▶ [WRITTEN EXERCISE]:
Extract, from the listing that follows, each line containing the word "index".

▶ [DATA EXCERPT]:
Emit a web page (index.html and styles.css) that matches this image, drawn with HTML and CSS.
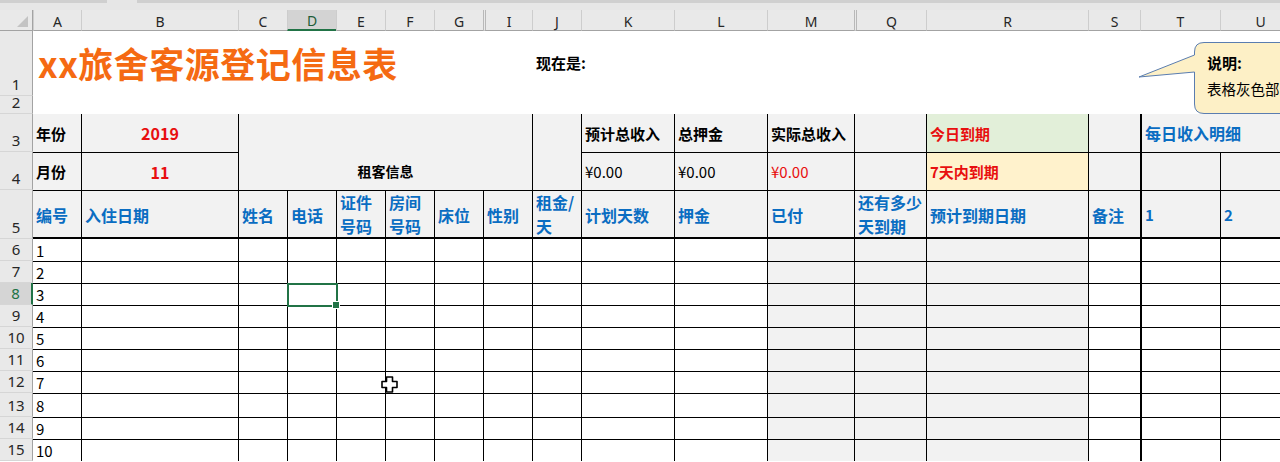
FILE: index.html
```html
<!DOCTYPE html>
<html lang="zh-CN">
<head>
<meta charset="utf-8">
<title>xx旅舍客源登记信息表</title>
<link rel="stylesheet" href="styles.css">
</head>
<body>
<div class="app">
  <div class="fbar"><span class="seg s1"></span><span class="seg s2"></span></div>
  <div class="sheet">
    <!-- column headers -->
    <div class="corner"><span class="tri"></span></div>
    <div class="ch">A</div><div class="ch">B</div><div class="ch">C</div><div class="ch sel">D</div><div class="ch">E</div><div class="ch">F</div><div class="ch">G</div><div class="ch dbl">I</div><div class="ch">J</div><div class="ch">K</div><div class="ch">L</div><div class="ch">M</div><div class="ch dbl">Q</div><div class="ch">R</div><div class="ch">S</div><div class="ch">T</div><div class="ch">U</div>

    <!-- row 1 -->
    <div class="rh">1</div>
    <div class="title">xx旅舍客源登记信息表</div>
    <div class="now">现在是:</div>
    <!-- row 2 -->
    <div class="rh">2</div>
    <div class="blank"></div>

    <!-- row 3 -->
    <div class="rh">3</div>
    <div class="c g nt nl">年份</div>
    <div class="c g nt ctr red big">2019</div>
    <div class="c g nt merge-ci">租客信息</div>
    <div class="c g nt span-r"></div>
    <div class="c g nt">预计总收入</div>
    <div class="c g nt">总押金</div>
    <div class="c g nt">实际总收入</div>
    <div class="c g nt"></div>
    <div class="c nt green red">今日到期</div>
    <div class="c g nt"></div>
    <div class="c g nt tl blue daily">每日收入明细</div>

    <!-- row 4 -->
    <div class="rh">4</div>
    <div class="c g nl">月份</div>
    <div class="c g ctr red big">11</div>
    <div class="c g n">¥0.00</div>
    <div class="c g n">¥0.00</div>
    <div class="c g n red">¥0.00</div>
    <div class="c g"></div>
    <div class="c yellow red">7天内到期</div>
    <div class="c g"></div>
    <div class="c g tl"></div>
    <div class="c g"></div>

    <!-- row 5 -->
    <div class="rh">5</div>
    <div class="c h5 nl">编号</div>
    <div class="c h5">入住日期</div>
    <div class="c h5">姓名</div>
    <div class="c h5">电话</div>
    <div class="c h5 two">证件<br>号码</div>
    <div class="c h5 two">房间<br>号码</div>
    <div class="c h5">床位</div>
    <div class="c h5">性别</div>
    <div class="c h5 two">租金/<br>天</div>
    <div class="c h5">计划天数</div>
    <div class="c h5">押金</div>
    <div class="c h5">已付</div>
    <div class="c h5 two">还有多少<br>天到期</div>
    <div class="c h5">预计到期日期</div>
    <div class="c h5">备注</div>
    <div class="c h5 tl sm">1</div>
    <div class="c h5 sm">2</div>

    <!-- row 6 -->
    <div class="rh">6</div>
    <div class="c d nl nt">1</div>
    <div class="c nt"></div><div class="c nt"></div><div class="c nt"></div><div class="c nt"></div><div class="c nt"></div><div class="c nt"></div><div class="c nt"></div><div class="c nt"></div>
    <div class="c nt"></div><div class="c nt"></div>
    <div class="c g nt"></div><div class="c g nt"></div><div class="c g nt"></div>
    <div class="c nt"></div><div class="c nt tl"></div><div class="c nt"></div>

    <!-- row 7 -->
    <div class="rh">7</div>
    <div class="c d nl">2</div>
    <div class="c"></div><div class="c"></div><div class="c"></div><div class="c"></div><div class="c"></div><div class="c"></div><div class="c"></div><div class="c"></div>
    <div class="c"></div><div class="c"></div>
    <div class="c g"></div><div class="c g"></div><div class="c g"></div>
    <div class="c"></div><div class="c tl"></div><div class="c"></div>

    <!-- row 8 -->
    <div class="rh rsel">8</div>
    <div class="c d nl">3</div>
    <div class="c"></div><div class="c"></div><div class="c act"></div><div class="c"></div><div class="c"></div><div class="c"></div><div class="c"></div><div class="c"></div>
    <div class="c"></div><div class="c"></div>
    <div class="c g"></div><div class="c g"></div><div class="c g"></div>
    <div class="c"></div><div class="c tl"></div><div class="c"></div>

    <!-- row 9 -->
    <div class="rh">9</div>
    <div class="c d nl">4</div>
    <div class="c"></div><div class="c"></div><div class="c"></div><div class="c"></div><div class="c"></div><div class="c"></div><div class="c"></div><div class="c"></div>
    <div class="c"></div><div class="c"></div>
    <div class="c g"></div><div class="c g"></div><div class="c g"></div>
    <div class="c"></div><div class="c tl"></div><div class="c"></div>

    <!-- row 10 -->
    <div class="rh">10</div>
    <div class="c d nl">5</div>
    <div class="c"></div><div class="c"></div><div class="c"></div><div class="c"></div><div class="c"></div><div class="c"></div><div class="c"></div><div class="c"></div>
    <div class="c"></div><div class="c"></div>
    <div class="c g"></div><div class="c g"></div><div class="c g"></div>
    <div class="c"></div><div class="c tl"></div><div class="c"></div>

    <!-- row 11 -->
    <div class="rh">11</div>
    <div class="c d nl">6</div>
    <div class="c"></div><div class="c"></div><div class="c"></div><div class="c"></div><div class="c"></div><div class="c"></div><div class="c"></div><div class="c"></div>
    <div class="c"></div><div class="c"></div>
    <div class="c g"></div><div class="c g"></div><div class="c g"></div>
    <div class="c"></div><div class="c tl"></div><div class="c"></div>

    <!-- row 12 -->
    <div class="rh">12</div>
    <div class="c d nl">7</div>
    <div class="c"></div><div class="c"></div><div class="c"></div><div class="c"></div><div class="c"></div><div class="c"></div><div class="c"></div><div class="c"></div>
    <div class="c"></div><div class="c"></div>
    <div class="c g"></div><div class="c g"></div><div class="c g"></div>
    <div class="c"></div><div class="c tl"></div><div class="c"></div>

    <!-- row 13 -->
    <div class="rh">13</div>
    <div class="c d nl">8</div>
    <div class="c"></div><div class="c"></div><div class="c"></div><div class="c"></div><div class="c"></div><div class="c"></div><div class="c"></div><div class="c"></div>
    <div class="c"></div><div class="c"></div>
    <div class="c g"></div><div class="c g"></div><div class="c g"></div>
    <div class="c"></div><div class="c tl"></div><div class="c"></div>

    <!-- row 14 -->
    <div class="rh">14</div>
    <div class="c d nl">9</div>
    <div class="c"></div><div class="c"></div><div class="c"></div><div class="c"></div><div class="c"></div><div class="c"></div><div class="c"></div><div class="c"></div>
    <div class="c"></div><div class="c"></div>
    <div class="c g"></div><div class="c g"></div><div class="c g"></div>
    <div class="c"></div><div class="c tl"></div><div class="c"></div>

    <!-- row 15 -->
    <div class="rh">15</div>
    <div class="c d nl">10</div>
    <div class="c"></div><div class="c"></div><div class="c"></div><div class="c"></div><div class="c"></div><div class="c"></div><div class="c"></div><div class="c"></div>
    <div class="c"></div><div class="c"></div>
    <div class="c g"></div><div class="c g"></div><div class="c g"></div>
    <div class="c"></div><div class="c tl"></div><div class="c"></div>
  </div>

  <!-- callout shape over the sheet -->
  <div class="callout">
    <svg class="callout-shape" width="170" height="80" viewBox="0 0 170 80">
      <path d="M74 4.5 H175 V75.5 H74 Q64.5 75.5 64.5 66 V34 L9 39 L64.5 17 V14 Q64.5 4.5 74 4.5 Z" fill="#fdf0c6" stroke="#5a7db0" stroke-width="1"/>
    </svg>
    <div class="callout-title">说明:</div>
    <div class="callout-text">表格灰色部分</div>
  </div>

  <!-- mouse cursor -->
  <svg class="cursor" width="17" height="17" viewBox="0 0 17 17">
    <polygon points="5.5,1 11.5,1 11.5,5.5 16,5.5 16,11.5 11.5,11.5 11.5,16 5.5,16 5.5,11.5 1,11.5 1,5.5 5.5,5.5" fill="#fff" stroke="#000" stroke-width="1.6" stroke-linejoin="round"/>
  </svg>
</div>
</body>
</html>
```

FILE: styles.css
```css
* { box-sizing: border-box; margin: 0; padding: 0; }

html, body {
  width: 1280px;
  height: 462px;
  overflow: hidden;
  background: #fff;
}

body {
  font-family: "Noto Sans CJK SC", "Noto Sans", sans-serif;
  color: #000;
}

.app {
  position: relative;
  width: 1280px;
  height: 462px;
  overflow: hidden;
}

/* bottom edge of the formula bar */
.fbar {
  height: 10px;
  background: #e6e6e6;
  display: flex;
  gap: 30px;
}
.seg {
  height: 3px;
  background: #cfcfcf;
}
.s1 { width: 107px; }
.s2 { flex: 1; }

/* sheet grid */
.sheet {
  display: grid;
  width: 1300px;
  grid-template-columns: 33px 48px 157px repeat(7, 49px) 93px 93px 87px 72px 162px 52px 80px 80px;
  grid-template-rows: 21px 65px 18px 38px 38px 49px 22px 22px 22px 22px 22px 22px 22px 24px 22px 22px;
}

.corner {
  position: relative;
  background: #e9e9e9;
  border-right: 1px solid #a3a3a3;
  border-bottom: 1px solid #a3a3a3;
}
.tri {
  position: absolute;
  right: 4px;
  bottom: 3px;
  width: 0;
  height: 0;
  border-left: 11px solid transparent;
  border-bottom: 11px solid #c3c3c3;
}

.ch {
  background: #e9e9e9;
  border-left: 1px solid #cdcdcd;
  border-bottom: 1px solid #a3a3a3;
  display: flex;
  align-items: center;
  justify-content: center;
  padding-top: 2px;
  font-family: "Noto Sans", "Liberation Sans", sans-serif;
  font-size: 14px;
  color: #262626;
}
.ch.sel {
  background: #d3d3d3;
  border-bottom: 2px solid #217346;
  color: #1e5c38;
}
.ch.dbl {
  border-left: 3px double #b8b8b8;
}

.rh {
  background: #e9e9e9;
  border-right: 1px solid #a3a3a3;
  border-bottom: 1px solid #d6d6d6;
  display: flex;
  align-items: flex-end;
  justify-content: center;
  font-family: "Noto Sans", "Liberation Sans", sans-serif;
  font-size: 15px;
  line-height: 21px;
  color: #262626;
}
.rh.rsel {
  background: #d5d5d5;
  border-right: 2px solid #217346;
  color: #217346;
}

/* title row */
.title {
  grid-column: 2 / 10;
  display: flex;
  align-items: center;
  padding-left: 5px;
  padding-bottom: 2px;
  font-size: 35px;
  font-weight: 700;
  letter-spacing: 0.5px;
  color: #f56a12;
  white-space: nowrap;
}
.now {
  grid-column: 10 / 19;
  display: flex;
  align-items: center;
  padding-left: 4px;
  padding-bottom: 3px;
  font-size: 15px;
  font-weight: 700;
}
.blank {
  grid-column: 2 / 19;
}

/* cells */
.c {
  border-left: 1px solid #000;
  border-top: 1px solid #000;
  display: flex;
  align-items: center;
  padding-left: 3px;
  font-size: 15px;
  font-weight: 700;
  white-space: nowrap;
  background: #fff;
}
.c.g { background: #f2f2f2; }
.c.nl { border-left: none; }
.c.nt { border-top: none; }
.c.tl { border-left: 2px solid #000; }
.c.ctr { justify-content: center; padding-left: 0; }
.c.n { font-weight: 400; }
.c.d { font-weight: 400; font-size: 15px; }
.red { color: #e80f0f; }
.blue { color: #0a6dc2; }
.big { font-size: 16px; }
.green { background: #e2efd9; }
.yellow { background: #fff2cc; }

.merge-ci {
  grid-column: 4 / 10;
  grid-row: span 2;
  justify-content: center;
  align-items: flex-end;
  padding-left: 0;
  padding-bottom: 9px;
  font-size: 14px;
}
.span-r {
  grid-row: span 2;
}
.daily {
  grid-column: span 2;
  font-size: 16px;
}

.h5 {
  background: #f2f2f2;
  border-bottom: 2px solid #000;
  color: #0a6dc2;
  font-size: 16px;
  line-height: 24px;
  padding-top: 2px;
}
.h5.two {
  align-items: center;
  white-space: normal;
  padding-top: 0;
}
.h5.sm { font-size: 15px; }

/* active cell */
.act { position: relative; overflow: visible; }
.act::after {
  content: "";
  position: absolute;
  left: -1px;
  top: -1px;
  right: -2px;
  bottom: -2px;
  border: 2px solid #217346;
}
.act::before {
  content: "";
  position: absolute;
  right: -4px;
  bottom: -4px;
  width: 6px;
  height: 6px;
  background: #217346;
  border: 1px solid #fff;
  z-index: 1;
}

/* callout overlay */
.callout {
  position: absolute;
  left: 1130px;
  top: 38px;
  width: 170px;
  height: 80px;
}
.callout-shape {
  position: absolute;
  left: 0;
  top: 0;
}
.callout-title {
  position: absolute;
  left: 77px;
  top: 15px;
  font-size: 15px;
  font-weight: 700;
  line-height: 20px;
  white-space: nowrap;
}
.callout-text {
  position: absolute;
  left: 77px;
  top: 41px;
  font-size: 14.5px;
  line-height: 20px;
  white-space: nowrap;
}

/* mouse pointer */
.cursor {
  position: absolute;
  left: 381px;
  top: 376px;
}
```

▶ [EXERCISE OUTPUT]:
Emit a web page (index.html and styles.css) that matches this image, drawn with HTML and CSS.
FILE: index.html
  z-index: 1;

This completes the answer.